Build a Forward Valuation Using Ticker Fundamentals
Before you start
The ticker symbol for the company you want to analyse.
Whether you are focusing on FCFF or FCFE valuation.
A rough view of growth, margin and capital structure assumptions for the forward period.
What you will build
A model seeded with historical fundamentals from ticker data.
Forecast rules applied to those fundamentals.
A DCF or equity valuation based on the extended forecast.
Create a new model for the ticker
In your workspace, create a new model.
Name it for the company and the purpose, for example:
Valuation - Ticker - ABC.
Set:
Currency to match the reporting currency of the company.
Model start and end dates to cover both historical and forecast periods.
Base periodicity (often annual or quarterly for listed company analysis).
Add forward looking assumptions
Model Reef can prefill forward periods using default logic, but you should make these explicit.
For Revenue:
Add growth rate drivers for the forward years.
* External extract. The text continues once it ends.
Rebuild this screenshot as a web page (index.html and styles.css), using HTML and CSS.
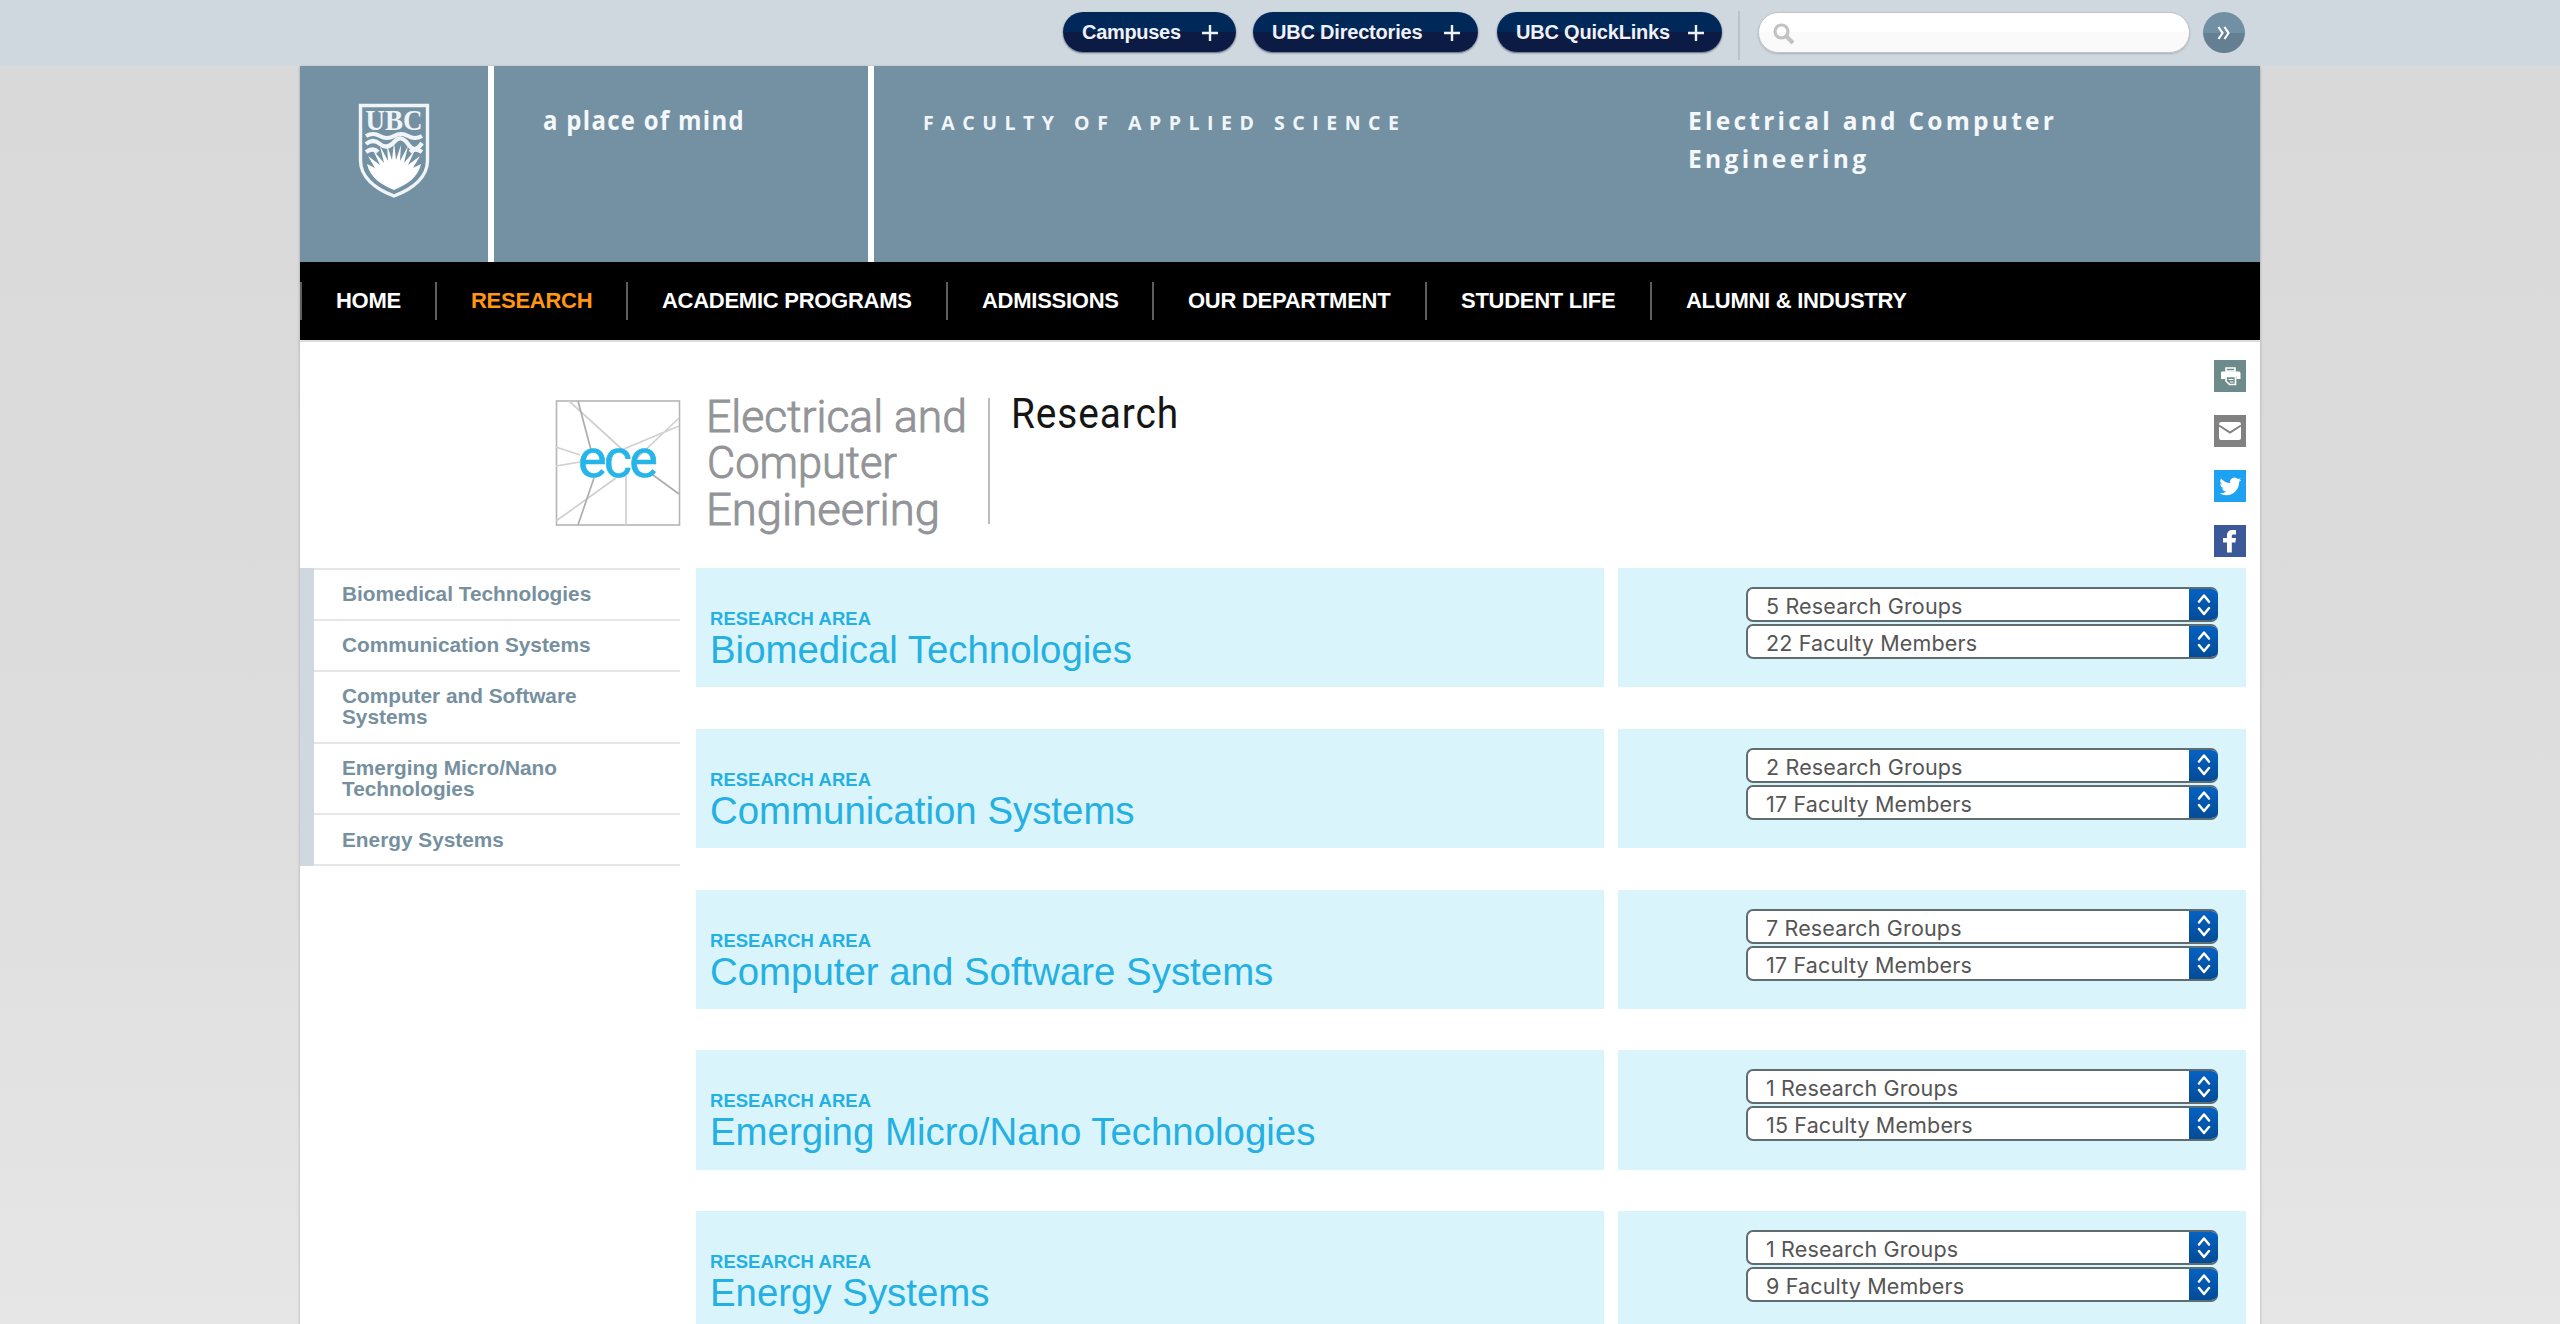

Apply them to the revenue variables.
For margins:
Set target EBITDA and margin trajectories.
Adjust COGS and Opex variables accordingly.
For capex and working capital:
Define simple percentage of revenue or explicit schedules.
For debt and equity:
Model the expected capital structure going forward.
The goal is to move from historical data into a coherent forward forecast.
Review FCFF, FCFE and valuation outputs
Open the Cash Waterfall:
Confirm FCFF looks sensible over the forecast horizon.
Check that capex and working capital behaviour match expectations.
If you are using FCFE:
Confirm debt movements and interest flows are correct.
Review valuation outputs:
Project NPV.
Equity NPV.
IRR, Money Multiple, Payback.
Implied valuation metrics such as EV to EBITDA where relevant.
Check your work
Historical imported data matches reported company disclosures.
Forward assumptions are transparent and documented.
FCFF and FCFE behave rationally given the company’s economics.
Valuation outputs are in a plausible range compared to market price.
Troubleshooting
Imported data does not match expected values
Double check the ticker symbol, reporting currency and data provider assumptions. You may need to adjust mappings.
Valuation diverges massively from market price
Review your discount rates, growth and margin assumptions. Market price reflects many factors, including expectations and risk premiums.